Washington sta minacciando Berlino sul fronte della sicurezza, un capitolo, prosegue il ‘Global Times’, sul quale per la Germania la cooperazione con gli Stati Uniti è ancora molto importante, infatti, malgrado Germania e Francia stiano discutendo sull’autonomia della sicurezza europea, «il continente non ha deciso di vivere senza il paracadute degli Stati Uniti». La Germania ha ottime ragioni per non mettere al bando Huawei: la tecnologia della compagnia può contribuire alla costruzione della rete tedesca 5G con efficienza e bassi costi, ma soprattutto «l’avvertimento degli Stati Uniti ha violato la sovranità della Germania», si legge nell’editoriale. «Questa non è la prima volta che Grenell fa gesti dittatoriali verso Berlino. Da quando ha assunto il ruolo di ambasciatore degli Stati Uniti in Germania, ha messo a disagio Berlino mettendo in guardia contro il gasdotto russo e chiedendo alle compagnie tedesche di cessare le proprie attività in Iran. Se Berlino si inchina alle richieste degli Stati Uniti questa volta, significa che Berlino riconosce a Washington il diritto di essere prepotente».
Nel caso Huawei, prosegue il quotidiano, «gli Stati Uniti hanno ordinato ai Paesi europei di sacrificare i loro interessi», perché Washington non prende sul serio l’Europa, chiosa l’editorialista, «l’Europa ha ribadito la sua riluttanza» a farlo, «anche se in modo discreto». Considerato «il ruolo della Germania in Europa, il modo in cui Berlino gestisce Huawei può essere considerato una pietra di paragone di come l’Europa possa essere indipendente di fronte agli Stati Uniti».

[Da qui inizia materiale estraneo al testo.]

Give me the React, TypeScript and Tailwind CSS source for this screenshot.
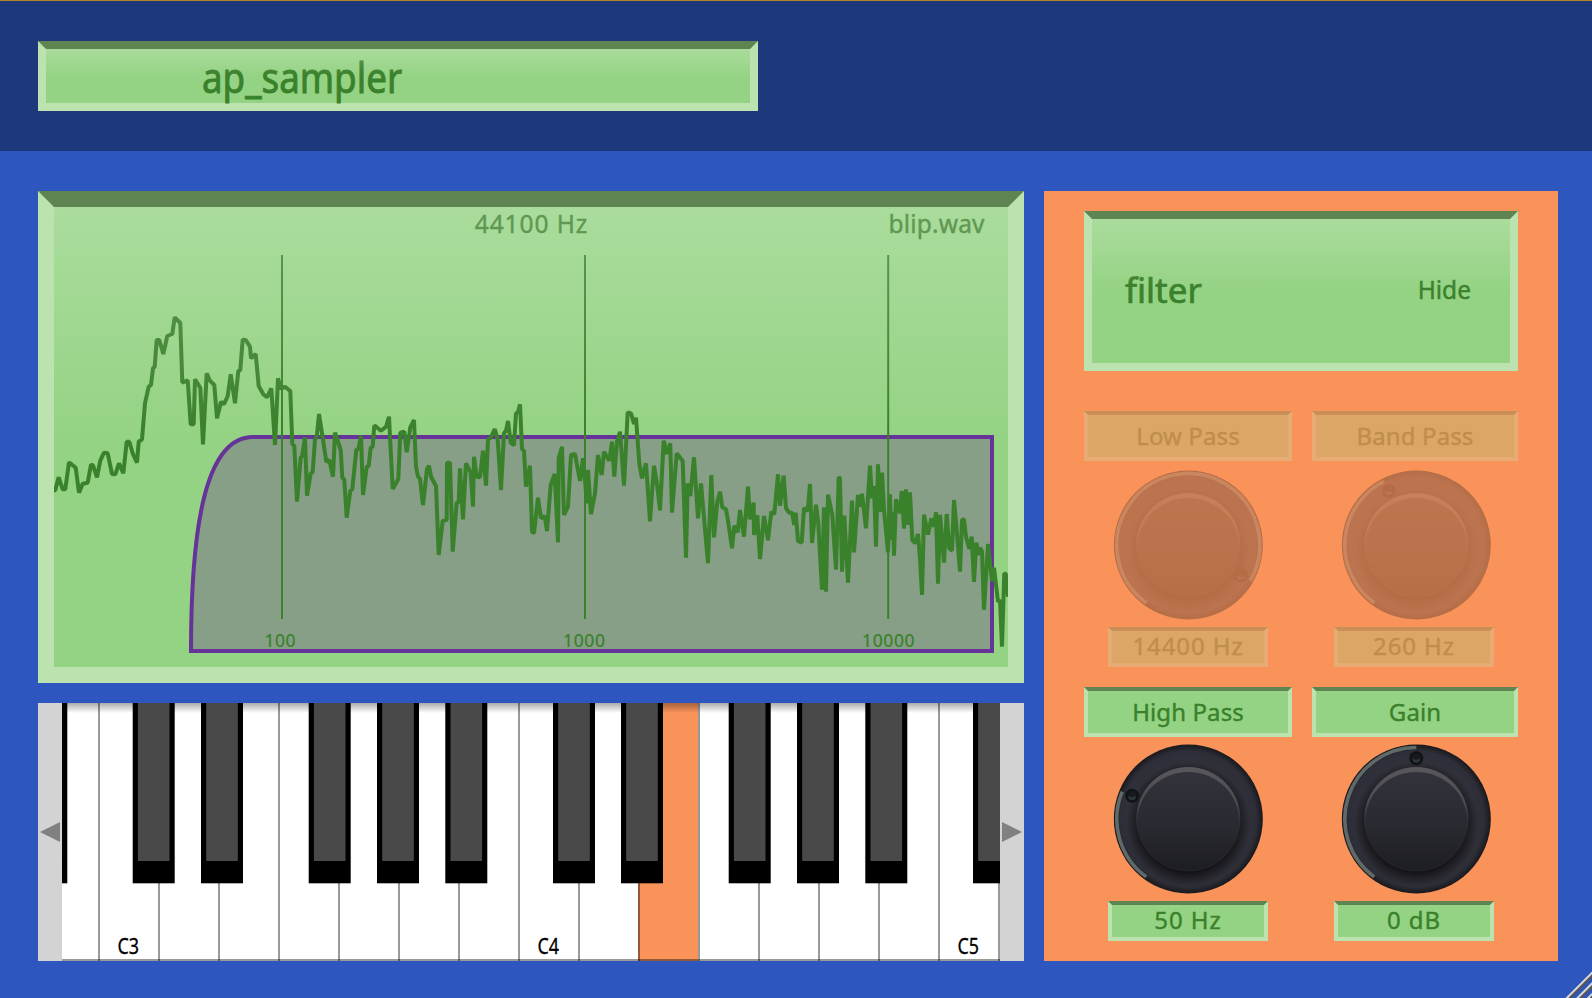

La lettera scritta dall’ambasciatore statunitense a Berlino indica, afferma l’editoriale, che gli Stati Uniti possono solo ricorrere a minacce, «l’Europa dovrebbe essere abbastanza esperta da rendersi conto che lo sviluppo di relazioni amichevoli con la Cina non è un peso per i suoi legami con gli Stati Uniti. Piuttosto, la relazione può fungere da leva strategica con cui l’Europa può cambiare l’atteggiamento degli Stati Uniti»
«L’Europa deve avere il coraggio di prendere le distanze dagli Stati Uniti e allo stesso tempo sviluppare legami con la Cina e la Russia. Il mondo sta cambiando, e così dovrebbe essere per le strategie dell’Europa». Una sorta di lezione di globalizzazione secondo Pechino e di multilateralismo costruttivo, come pare essere ben chiaro a chi la Cina la conosce bene, come Filippo Fasulo, coordinatore scientifico del CeSif (il Centro studi sull’Impresa della Fondazione Italia-Cina), che, in una densa intervista a ‘La Presse’ di ieri, afferma «I timori degli Usa verso la nuova via della seta sono dovuti al fatto che non è solo un grande piano infrastrutturale, ma di nuova globalizzazione. E rappresenta una ridefinizione delle modalità delle relazioni internazionali di base Pechinocentrica».
Il continente, conclude l’editorialista del ‘Global Times’, «dovrebbe cercare di massimizzare i propri interessi, invece di servire la dottrina dell’America First».
Difficile immaginare parole più piccanti, dure, serie, ci sottolineano alcuni osservatori americani in Asia. Le preoccupazioni della Ue e degli USA per il Memorandum di adesione dell’Italia alla Belt and Road Initiative e per Huawei sono abbastanza allineate: è il timore di un nuovo equilibrio mondiale e di una forza, quella di Huawei, che è la rappresentazione plastica della forza (culturale e politica, più ancora che economica) della Cina, che governance ‘vecchie’ come quella europea e americana hanno difficoltà a gestire. Il timore, afferma Fasulo, è che gli investimenti cinesi in Europa siano finalizzati alla acquisizione di tecnologia e possano mettere in difficoltà le aziende continentali non avendo i livelli di trasparenza dei progetti europei e delle regole dell’Unione sugli appalti», lo stessa paura degli USA.